Proximity is important, but it is not a universal override. When multiple candidates are within a similar distance band—or when the query implies broader intent—other scoring dimensions can determine ordering.
“More keywords automatically improves local ranking”
Local systems do not operate as simple keyword counters. Text can help relevance, but entity confidence, category alignment, and corroborated attributes often matter more in competitive environments where many entities use similar language.
“Rankings should be stable if nothing changes on my site”
Local results can shift due to changes outside a single entity: new entrants, review patterns, data updates from third parties, platform re-interpretation of categories, or ranking system updates. In competitive markets, these external changes can move the ordering even when one entity remains unchanged.
Timeless Framework: What “Competitive” Changes in the System
Across search platforms, competitive local environments tend to create these consistent system behaviors:
- Higher reliance on confidence signals because many candidates match the basic intent
- Greater sensitivity to data conflicts because ambiguity makes entities harder to distinguish
- More frequent tie-breaking where small differences can reorder results
- Increased volatility because the candidate set is dense and continuously changing
These behaviors reflect how ranking systems manage uncertainty and limited display space, rather than a special “competitive market” algorithm.
FAQ
What makes a search query “local” if it doesn’t include a place name?
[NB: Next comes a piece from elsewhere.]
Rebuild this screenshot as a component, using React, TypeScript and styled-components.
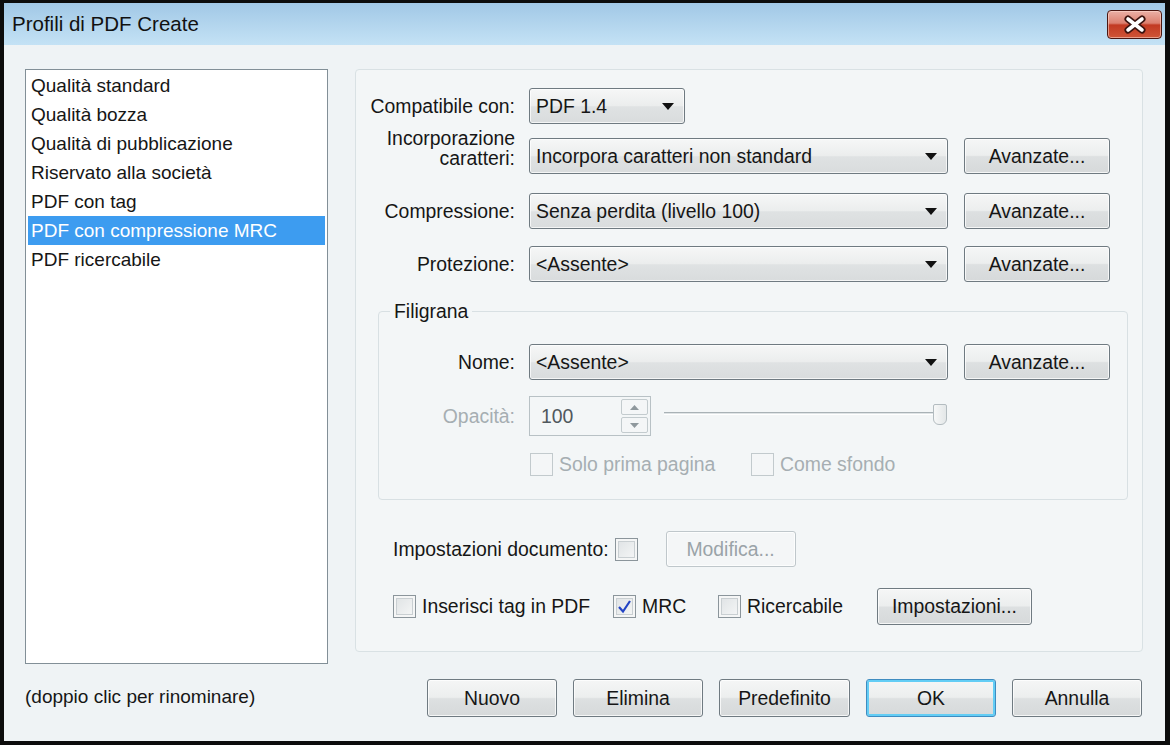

Queries can be interpreted as local when the system infers location intent from the query type (for example, service categories) and the user context (such as device location or map viewport). The system then generates candidates within a relevant geographic area.
Is “competitive market” a formal ranking factor?
No. It is a descriptive term for conditions where many entities qualify for the same query and are hard to distinguish. The ranking system still evaluates relevance, proximity, prominence, and confidence signals; competition affects how often close scores occur.
Why do two people see different local results for the same query?
Local results can vary due to differences in user location, device context, map viewport, timing, and personalization layers. When many candidates have similar scores, small contextual differences can change ordering.
Why do local rankings change even when a business doesn’t update anything?
Local rankings can shift because the candidate set changes (new entities, closures, category edits), external evidence changes (reviews, third-party data updates), or the platform adjusts how it interprets intent and quality signals.
How do citations, reviews, and links differ as “prominence” signals?
They are different forms of corroboration. Citations and mentions help confirm identity and attributes across sources, reviews provide user-generated feedback and text evidence, and links can indicate broader recognition and authority. Systems may weight these signals differently depending on the query and available data.
Does being closer to the searcher always guarantee a top local position?
No. Proximity is a major input, but it is evaluated alongside relevance and prominence. In dense areas where many entities are similarly close, other signals can determine which candidates appear and in what order.